11 October 2018

Yale and the Posture Photographs




The Power of Privilege by Joseph Soares, 2007, Excerpts

Yale willingly participated in eugenic schemes to measure personal character, in particular the infamous practice that lasted until 1968 of taking nude “posture” photographs to study the relation of body type to personal abilities. Cohort after cohort of Yale men would walk from their freshman dorms on old campus over to Payne-Whitney Gymnasium, stand in line on the fourth floor, and enter one at a time into a room without windows. Inside, two technicians would instruct youth to disrobe before they would place metal pins against his spine that would both measure and hold each youth in position while three photographs were taken. One need not imagine the experience generated more, or less, anxiety than an army induction physical, and the unpleasant registration procedure may have played some ritualistic role for the youth demarcating, like a military haircut, the transition from secondary school to Ivy League status. The practice, begun at a few elite colleges in the 1930s, was required at all of the Ivy League colleges [Brown, Colombia, Cornell, Dartmouth, Harvard, Pennsylvania, Princeton, and Yale] and the Seven Sisters [Barnard, Bryn, Mawr, Mount Holyoke, Radcliffe, Smith, Vassar, and Wellesley] from the 1940s to the 1960s. 

At Harvard, the posture photographs were part of a formal medical discourse on “character.” Every new Harvard undergraduate would be photographed naked and then, on a separate occasion, subjected to a medical exam by a member of the department of hygiene. The doctor would observe and engage the freshman in a conversation about feelings, attitudes, and activities. The doctor was supposed to use a diagnostic tool that presumed to evaluate individuals against a normative standard of what constituted a healthy masculine male. Harvard’s medical exam, regardless of intent, was a technology that validated particular masculine cultural stereotypes, while stigmatizing others as deviant.

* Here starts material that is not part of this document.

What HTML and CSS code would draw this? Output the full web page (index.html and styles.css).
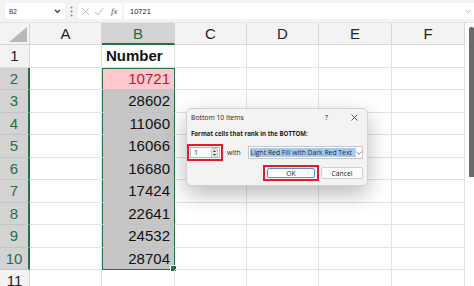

Student’s had to arrive for the doctor’s examination with a five-page questionnaire filled in, which included thinly disguised ethnic inquiries, requesting that one list one’s religious denomination, as well as one’s father’s and mother’s birthplace. Just as at Yale, answers to those questions helped Harvard track its Jews. And there were a number of questions on social class. One had to list the occupation of every family member, and report incomes.

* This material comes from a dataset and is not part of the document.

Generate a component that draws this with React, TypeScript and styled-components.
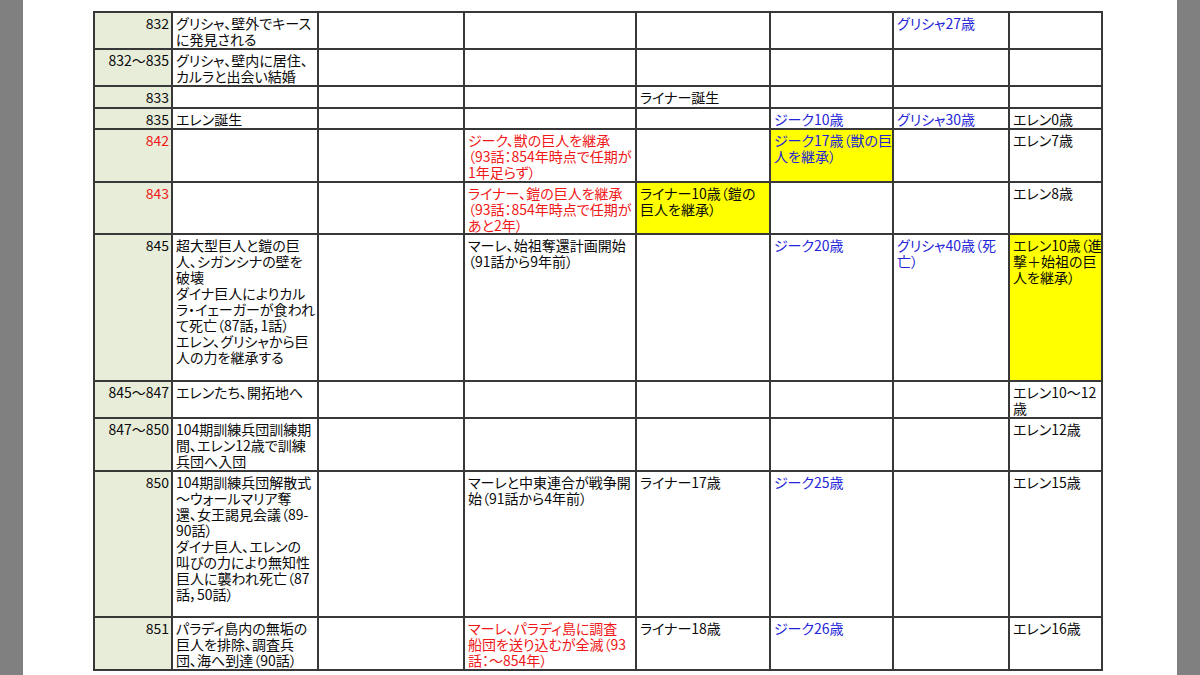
import { Fragment } from "react";
import styled, { createGlobalStyle } from "styled-components";

type Tone = "black" | "red" | "blue";
type CellData = { lines: string[]; tone?: Tone; fill?: boolean } | null;
type RowData = { year: string; red?: boolean; h: number; cells: CellData[] };

const colWidths = [78, 146, 146, 172, 134, 123, 116, 93];

const t = (tone: Tone, ...lines: string[]): CellData => ({ lines, tone });
const y = (tone: Tone, ...lines: string[]): CellData => ({ lines, tone, fill: true });

const rows: RowData[] = [
  {
    year: "832",
    h: 37,
    cells: [t("black", "グリシャ、壁外でキース", "に発見される"), null, null, null, null, t("blue", "グリシャ27歳"), null],
  },
  {
    year: "832～835",
    h: 37,
    cells: [t("black", "グリシャ、壁内に居住、", "カルラと出会い結婚"), null, null, null, null, null, null],
  },
  {
    year: "833",
    h: 22,
    cells: [null, null, null, t("black", "ライナー誕生"), null, null, null],
  },
  {
    year: "835",
    h: 21,
    cells: [t("black", "エレン誕生"), null, null, null, t("blue", "ジーク10歳"), t("blue", "グリシャ30歳"), t("black", "エレン0歳")],
  },
  {
    year: "842",
    red: true,
    h: 53,
    cells: [
      null,
      null,
      t("red", "ジーク、獣の巨人を継承", "（93話：854年時点で任期が", "1年足らず）"),
      null,
      y("blue", "ジーク17歳（獣の巨", "人を継承）"),
      null,
      t("black", "エレン7歳"),
    ],
  },
  {
    year: "843",
    red: true,
    h: 52,
    cells: [
      null,
      null,
      t("red", "ライナー、鎧の巨人を継承", "（93話：854年時点で任期が", "あと2年）"),
      y("black", "ライナー10歳（鎧の", "巨人を継承）"),
      null,
      null,
      t("black", "エレン8歳"),
    ],
  },
  {
    year: "845",
    h: 147,
    cells: [
      t(
        "black",
        "超大型巨人と鎧の巨",
        "人、シガンシナの壁を",
        "破壊",
        "ダイナ巨人によりカル",
        "ラ・イェーガーが食われ",
        "て死亡（87話，1話）",
        "エレン、グリシャから巨",
        "人の力を継承する"
      ),
      null,
      t("black", "マーレ、始祖奪還計画開始", "（91話から9年前）"),
      null,
      t("blue", "ジーク20歳"),
      t("blue", "グリシャ40歳（死", "亡）"),
      y("black", "エレン10歳（進", "撃＋始祖の巨", "人を継承）"),
    ],
  },
  {
    year: "845～847",
    h: 37,
    cells: [t("black", "エレンたち、開拓地へ"), null, null, null, null, null, t("black", "エレン10～12", "歳")],
  },
  {
    year: "847～850",
    h: 53,
    cells: [
      t("black", "104期訓練兵団訓練期", "間、エレン12歳で訓練", "兵団へ入団"),
      null,
      null,
      null,
      null,
      null,
      t("black", "エレン12歳"),
    ],
  },
  {
    year: "850",
    h: 146,
    cells: [
      t(
        "black",
        "104期訓練兵団解散式",
        "～ウォールマリア奪",
        "還、女王謁見会議（89-",
        "90話）",
        "ダイナ巨人、エレンの",
        "叫びの力により無知性",
        "巨人に襲われ死亡（87",
        "話，50話）"
      ),
      null,
      t("black", "マーレと中東連合が戦争開", "始（91話から4年前）"),
      t("black", "ライナー17歳"),
      t("blue", "ジーク25歳"),
      null,
      t("black", "エレン15歳"),
    ],
  },
  {
    year: "851",
    h: 53,
    cells: [
      t("black", "パラディ島内の無垢の", "巨人を排除、調査兵", "団、海へ到達（90話）"),
      null,
      t("red", "マーレ、パラディ島に調査", "船団を送り込むが全滅（93", "話：～854年）"),
      t("black", "ライナー18歳"),
      t("blue", "ジーク26歳"),
      null,
      t("black", "エレン16歳"),
    ],
  },
];

const toneColor: Record<Tone, string> = {
  black: "#0a0a0a",
  red: "#f01818",
  blue: "#2424d8",
};

export default function App() {
  return (
    <Screen>
      <GlobalStyle />
      <SideBar />
      <Sheet>
        <Table>
          <colgroup>
            {colWidths.map((w, i) => (
              <col key={i} style={{ width: w }} />
            ))}
          </colgroup>
          <tbody>
            {rows.map((row) => (
              <Row key={row.year + row.h} $h={row.h}>
                <YearCell $red={row.red}>{row.year}</YearCell>
                {row.cells.map((cell, i) => (
                  <Cell key={i} $tone={cell?.tone ?? "black"} $fill={cell?.fill}>
                    {cell?.lines.map((line, j) => (
                      <Fragment key={j}>
                        {j > 0 && <br />}
                        {line}
                      </Fragment>
                    ))}
                  </Cell>
                ))}
              </Row>
            ))}
          </tbody>
        </Table>
      </Sheet>
      <SideBar />
    </Screen>
  );
}

const GlobalStyle = createGlobalStyle`
  html, body {
    margin: 0;
    padding: 0;
    background: #ffffff;
  }
`;

const Screen = styled.div`
  display: flex;
  width: 1200px;
  height: 675px;
  overflow: hidden;
  font-family: "Noto Sans CJK JP", "Noto Sans", sans-serif;
  font-size: 14px;
  font-feature-settings: "palt";
`;

const SideBar = styled.div`
  width: 23px;
  flex-shrink: 0;
  background: #808080;
`;

const Sheet = styled.div`
  flex: 1;
  background: #ffffff;
  padding: 11px 0 0 70px;
`;

const Table = styled.table`
  border-collapse: collapse;
  table-layout: fixed;
  width: 1008px;
`;

const Row = styled.tr<{ $h: number }>`
  height: ${({ $h }) => $h}px;
`;

const BaseCell = styled.td`
  border: 2px solid #383838;
  vertical-align: top;
  line-height: 16px;
  padding: 2px 2px 0 3px;
  white-space: nowrap;
  overflow: visible;
`;

const YearCell = styled(BaseCell)<{ $red?: boolean }>`
  background: #e8edda;
  text-align: right;
  padding-right: 2px;
  color: ${({ $red }) => ($red ? "#f01818" : "#0a0a0a")};
`;

const Cell = styled(BaseCell)<{ $tone: Tone; $fill?: boolean }>`
  background: ${({ $fill }) => ($fill ? "#ffff00" : "#ffffff")};
  color: ${({ $tone }) => toneColor[$tone]};
`;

It was Naomi Wolf, author of "The Beauty Myth," who opened the Pandora's box of posture-photo controversy. In that book and in a 1992 Op-Ed piece in The Times, Wolf (Yale '84) bitterly attacked Dick Cavett (Yale '55) for a joke he'd made at Wolf's graduation ceremonies. According to Wolf, who'd never had a posture photo taken (the practice was discontinued at Yale in 1968), Cavett took the microphone and told the following anecdote:

“When I was an undergraduate, there were no women at Yale. The women went to Vassar. At Vassar they had nude photographs taken of women in gym class to check their posture. One year the photos were stolen and turned up for sale in New Haven's red-light district." His punchline: "The photos found no buyers."